*YOUR OBJECTIVE*
Set the data down again, exactly as it reads, but without the pictures.
* * * * * * * * *
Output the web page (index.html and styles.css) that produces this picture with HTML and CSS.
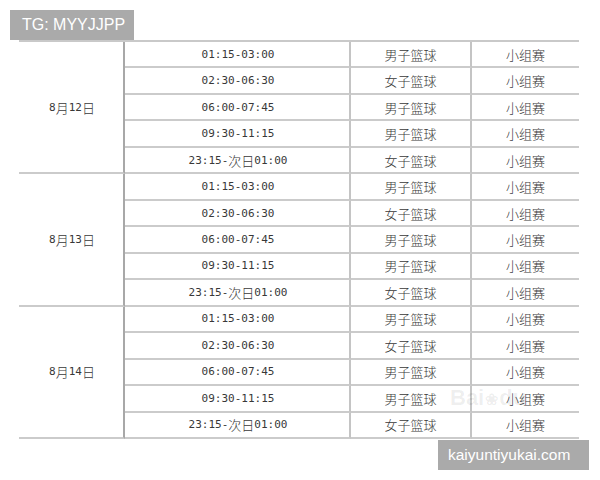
FILE: index.html
```html
<!DOCTYPE html>
<html lang="zh">
<head>
<meta charset="utf-8">
<title>赛程</title>
<link rel="stylesheet" href="styles.css">
</head>
<body>
<div class="page">
  <div class="sched">
    <div class="c date"><span class="n">8</span>月<span class="n">12</span>日</div>
    <div class="c time"><span class="n">01:15-03:00</span></div><div class="c ev">男子篮球</div><div class="c st">小组赛</div>
    <div class="c time"><span class="n">02:30-06:30</span></div><div class="c ev">女子篮球</div><div class="c st">小组赛</div>
    <div class="c time"><span class="n">06:00-07:45</span></div><div class="c ev">男子篮球</div><div class="c st">小组赛</div>
    <div class="c time"><span class="n">09:30-11:15</span></div><div class="c ev">男子篮球</div><div class="c st">小组赛</div>
    <div class="c time"><span class="n">23:15-</span>次日<span class="n">01:00</span></div><div class="c ev">女子篮球</div><div class="c st">小组赛</div>

    <div class="c date"><span class="n">8</span>月<span class="n">13</span>日</div>
    <div class="c time"><span class="n">01:15-03:00</span></div><div class="c ev">男子篮球</div><div class="c st">小组赛</div>
    <div class="c time"><span class="n">02:30-06:30</span></div><div class="c ev">女子篮球</div><div class="c st">小组赛</div>
    <div class="c time"><span class="n">06:00-07:45</span></div><div class="c ev">男子篮球</div><div class="c st">小组赛</div>
    <div class="c time"><span class="n">09:30-11:15</span></div><div class="c ev">男子篮球</div><div class="c st">小组赛</div>
    <div class="c time"><span class="n">23:15-</span>次日<span class="n">01:00</span></div><div class="c ev">女子篮球</div><div class="c st">小组赛</div>

    <div class="c date"><span class="n">8</span>月<span class="n">14</span>日</div>
    <div class="c time"><span class="n">01:15-03:00</span></div><div class="c ev">男子篮球</div><div class="c st">小组赛</div>
    <div class="c time"><span class="n">02:30-06:30</span></div><div class="c ev">女子篮球</div><div class="c st">小组赛</div>
    <div class="c time"><span class="n">06:00-07:45</span></div><div class="c ev">男子篮球</div><div class="c st">小组赛</div>
    <div class="c time"><span class="n">09:30-11:15</span></div><div class="c ev">男子篮球</div><div class="c st">小组赛</div>
    <div class="c time"><span class="n">23:15-</span>次日<span class="n">01:00</span></div><div class="c ev">女子篮球</div><div class="c st">小组赛</div>
  </div>

  <div class="wm">Bai<span class="paw">&#x2740;</span>du</div>

  <div class="badge badge-tl">TG: MYYJJPP</div>
  <div class="badge badge-br">kaiyuntiyukai.com</div>
</div>
</body>
</html>
```

FILE: styles.css
```css
html, body {
  margin: 0;
  padding: 0;
  background: #ffffff;
}

.page {
  position: relative;
  width: 600px;
  height: 480px;
  overflow: hidden;
  font-family: "Noto Sans CJK SC", "Noto Sans", sans-serif;
  color: #383838;
}

.sched {
  display: grid;
  grid-template-columns: 106px 226px 121px 107px;
  grid-auto-rows: 26.47px;
  width: 560px;
  margin: 40px 0 0 19px;
  border-top: 2px solid #c9c9c9;
}

.c {
  box-sizing: border-box;
  display: flex;
  align-items: center;
  justify-content: center;
  font-size: 13px;
  font-weight: 300;
  line-height: 1;
  border-bottom: 2px solid #cbcbcb;
  white-space: nowrap;
}

.date {
  grid-column: 1;
  grid-row: span 5;
  border-right: 2px solid #a8a8a8;
  padding-left: 2px;
}

.time,
.ev {
  border-right: 2px solid #c4c4c4;
}

.time {
  padding-left: 2px;
}

.n {
  font-family: "DejaVu Sans Mono", "Liberation Mono", monospace;
  font-size: 11px;
  font-weight: normal;
}

.badge {
  position: absolute;
  box-sizing: border-box;
  height: 30px;
  display: flex;
  align-items: center;
  background: #aaaaaa;
  color: #ffffff;
  font-family: "Liberation Sans", Arial, sans-serif;
  font-size: 16px;
}

.badge-tl {
  left: 10px;
  top: 10px;
  width: 124px;
  padding-left: 12px;
}

.badge-br {
  left: 438px;
  top: 440px;
  width: 151px;
  padding-left: 10px;
  font-size: 15.5px;
}

.wm {
  position: absolute;
  left: 450px;
  top: 386px;
  color: rgba(0, 0, 0, 0.07);
  font-family: "Liberation Sans", Arial, sans-serif;
  font-size: 22px;
  font-weight: bold;
  line-height: 24px;
}

.paw {
  font-size: 16px;
  margin: 0 1px;
}
```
* * * * * * * * *
*WRITTEN SOLUTION*
Output the web page (index.html and styles.css) that produces this picture with HTML and CSS.
FILE: index.html
```html
<!DOCTYPE html>
<html lang="zh">
<head>
<meta charset="utf-8">
<title>赛程</title>
<link rel="stylesheet" href="styles.css">
</head>
<body>
<div class="page">
  <div class="sched">
    <div class="c date"><span class="n">8</span>月<span class="n">12</span>日</div>
    <div class="c time"><span class="n">01:15-03:00</span></div><div class="c ev">男子篮球</div><div class="c st">小组赛</div>
    <div class="c time"><span class="n">02:30-06:30</span></div><div class="c ev">女子篮球</div><div class="c st">小组赛</div>
    <div class="c time"><span class="n">06:00-07:45</span></div><div class="c ev">男子篮球</div><div class="c st">小组赛</div>
    <div class="c time"><span class="n">09:30-11:15</span></div><div class="c ev">男子篮球</div><div class="c st">小组赛</div>
    <div class="c time"><span class="n">23:15-</span>次日<span class="n">01:00</span></div><div class="c ev">女子篮球</div><div class="c st">小组赛</div>

    <div class="c date"><span class="n">8</span>月<span class="n">13</span>日</div>
    <div class="c time"><span class="n">01:15-03:00</span></div><div class="c ev">男子篮球</div><div class="c st">小组赛</div>
    <div class="c time"><span class="n">02:30-06:30</span></div><div class="c ev">女子篮球</div><div class="c st">小组赛</div>
    <div class="c time"><span class="n">06:00-07:45</span></div><div class="c ev">男子篮球</div><div class="c st">小组赛</div>
    <div class="c time"><span class="n">09:30-11:15</span></div><div class="c ev">男子篮球</div><div class="c st">小组赛</div>
    <div class="c time"><span class="n">23:15-</span>次日<span class="n">01:00</span></div><div class="c ev">女子篮球</div><div class="c st">小组赛</div>

    <div class="c date"><span class="n">8</span>月<span class="n">14</span>日</div>
    <div class="c time"><span class="n">01:15-03:00</span></div><div class="c ev">男子篮球</div><div class="c st">小组赛</div>
    <div class="c time"><span class="n">02:30-06:30</span></div><div class="c ev">女子篮球</div><div class="c st">小组赛</div>
    <div class="c time"><span class="n">06:00-07:45</span></div><div class="c ev">男子篮球</div><div class="c st">小组赛</div>
    <div class="c time"><span class="n">09:30-11:15</span></div><div class="c ev">男子篮球</div><div class="c st">小组赛</div>
    <div class="c time"><span class="n">23:15-</span>次日<span class="n">01:00</span></div><div class="c ev">女子篮球</div><div class="c st">小组赛</div>
  </div>

  <div class="wm">Bai<span class="paw">&#x2740;</span>du</div>

  <div class="badge badge-tl">TG: MYYJJPP</div>
  <div class="badge badge-br">kaiyuntiyukai.com</div>
</div>
</body>
</html>
```

FILE: styles.css
```css
html, body {
  margin: 0;
  padding: 0;
  background: #ffffff;
}

.page {
  position: relative;
  width: 600px;
  height: 480px;
  overflow: hidden;
  font-family: "Noto Sans CJK SC", "Noto Sans", sans-serif;
  color: #383838;
}

.sched {
  display: grid;
  grid-template-columns: 106px 226px 121px 107px;
  grid-auto-rows: 26.47px;
  width: 560px;
  margin: 40px 0 0 19px;
  border-top: 2px solid #c9c9c9;
}

.c {
  box-sizing: border-box;
  display: flex;
  align-items: center;
  justify-content: center;
  font-size: 13px;
  font-weight: 300;
  line-height: 1;
  border-bottom: 2px solid #cbcbcb;
  white-space: nowrap;
}

.date {
  grid-column: 1;
  grid-row: span 5;
  border-right: 2px solid #a8a8a8;
  padding-left: 2px;
}

.time,
.ev {
  border-right: 2px solid #c4c4c4;
}

.time {
  padding-left: 2px;
}

.n {
  font-family: "DejaVu Sans Mono", "Liberation Mono", monospace;
  font-size: 11px;
  font-weight: normal;
}

.badge {
  position: absolute;
  box-sizing: border-box;
  height: 30px;
  display: flex;
  align-items: center;
  background: #aaaaaa;
  color: #ffffff;
  font-family: "Liberation Sans", Arial, sans-serif;
  font-size: 16px;
}

.badge-tl {
  left: 10px;
  top: 10px;
  width: 124px;
  padding-left: 12px;
}

.badge-br {
  left: 438px;
  top: 440px;
  width: 151px;
  padding-left: 10px;
  font-size: 15.5px;
}

.wm {
  position: absolute;
  left: 450px;
  top: 386px;
  color: rgba(0, 0, 0, 0.07);
  font-family: "Liberation Sans", Arial, sans-serif;
  font-size: 22px;
  font-weight: bold;
  line-height: 24px;
}

.paw {
  font-size: 16px;
  margin: 0 1px;
}
```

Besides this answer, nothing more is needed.